On March 4, Thursday, the Philippine Institute of Volcanology and Seismology (Phivolcs) raised Alert Level 1 over Mt. Pinatubo in Central Luzon after the Pinatubo Volcano Network (VPN) “detected a total of 1,772 imperceptible earthquakes” since January 20, 2021.
“Given the persistence of seismic activity, DOST-PHIVOLCS is raising the status of Pinatubo Volcano from Alert Level 0 to Alert Level 1,” Phivolcs said in a statement. “This means that there is low-level unrest that may be related to tectonic processes beneath the volcano and that no imminent eruption is foreseen.”
Phivolcs set the lowest Pinatubo alert level at 0 (Normal). This happens when there are no remarkable volcanic earthquakes happening within the area. On the other hand, the institute set the highest possible Pinatubo alert level at 5 (Hazardous Eruption Ongoing). This happens when magmatic eruptions are taking place.
In relation, Pinatubo Alert Level 1 (Low Level of Volcanic Unrest). This means that there is a slight increase in local tectonic or hydrothermal activity. No volcanic eruption is imminent.
For such reasons, Phivolcs advised against the entry into the Pinatubo Crater area.
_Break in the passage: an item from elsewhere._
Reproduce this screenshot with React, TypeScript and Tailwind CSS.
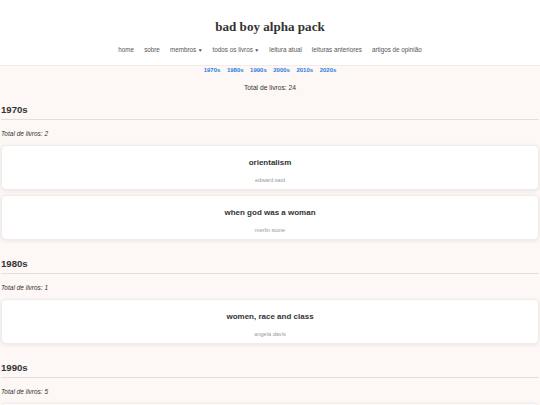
import React from 'react';

type Book = { title: string; author: string };
type Decade = { name: string; books: Book[]; total: number };

const decades: Decade[] = [
  {
    name: '1970s',
    total: 2,
    books: [
      { title: 'orientalism', author: 'edward said' },
      { title: 'when god was a woman', author: 'merlin stone' },
    ],
  },
  {
    name: '1980s',
    total: 1,
    books: [{ title: 'women, race and class', author: 'angela davis' }],
  },
  {
    name: '1990s',
    total: 5,
    books: [{ title: 'the beauty myth', author: 'naomi wolf' }],
  },
];

const navItems = [
  { label: 'home' },
  { label: 'sobre' },
  { label: 'membros', caret: true },
  { label: 'todos os livros', caret: true },
  { label: 'leitura atual' },
  { label: 'leituras anteriores' },
  { label: 'artigos de opinião' },
];

const links = ['1970s', '1980s', '1990s', '2000s', '2010s', '2020s'];

const App: React.FC = () => {
  return (
    <div
      className="h-screen overflow-hidden bg-[#fdf8f5] text-[#333]"
      style={{ fontFamily: '"Liberation Sans", Arial, sans-serif' }}
    >
      <header className="bg-white border-b border-[#f3ece7] pt-[19px] pb-[11px] flex flex-col items-center">
        <h1
          className="text-[13.1px] font-bold leading-[16px] text-[#333]"
          style={{ fontFamily: '"Liberation Serif", "Times New Roman", serif' }}
        >
          bad boy alpha pack
        </h1>
        <nav className="mt-[11px] flex gap-[10px] text-[6.3px] leading-[8px] text-[#555]">
          {navItems.map((item) => (
            <span key={item.label} className="flex items-center gap-[1.5px]">
              {item.label}
              {item.caret && <span className="text-[5px]">▼</span>}
            </span>
          ))}
        </nav>
      </header>

      <div className="flex justify-center gap-[6.5px] text-[6px] font-bold leading-[8px] text-[#2b7de0]">
        {links.map((l) => (
          <a key={l} href={`#${l}`}>
            {l}
          </a>
        ))}
      </div>
      <p className="text-center text-[6.7px] leading-[8px] mt-[10px]">Total de livros: 24</p>

      <main className="px-[1px] pt-[12px]">
        {decades.map((d) => (
          <section key={d.name} className="mb-[18px]">
            <h2 className="text-[9.6px] font-bold leading-[12px] pb-[3px] border-b-[1.5px] border-[#e3dfdb]">
              {d.name}
            </h2>
            <p className="italic text-[6.5px] leading-[8px] mt-[10px] mb-[7px]">
              Total de livros: {d.total}
            </p>
            <div className="flex flex-col gap-[5px]">
              {d.books.map((b) => (
                <div
                  key={b.title}
                  className="bg-white rounded-[5px] border border-[#f1ece8] shadow-[0_1px_4px_rgba(0,0,0,0.08)] h-[45px] flex flex-col items-center pt-[12px]"
                >
                  <div className="text-[8px] font-bold leading-[10px] text-[#333]">{b.title}</div>
                  <div className="text-[5.6px] leading-[7px] text-[#999] mt-[9px]">{b.author}</div>
                </div>
              ))}
            </div>
          </section>
        ))}
      </main>
    </div>
  );
};

export default App;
If needed, it should be done with extreme caution.
LGU and surrounding communities are reminded to be always prepared for “both earthquake and volcanic hazards.” Everyone concerned are also asked to “review, prepare and strengthen their contingency, emergency and other disaster preparedness plans.”
DOST-PHIVOLCS is closely monitoring Mt. Pinatubo’s condition and “all new developments will be relayed to all concerned.”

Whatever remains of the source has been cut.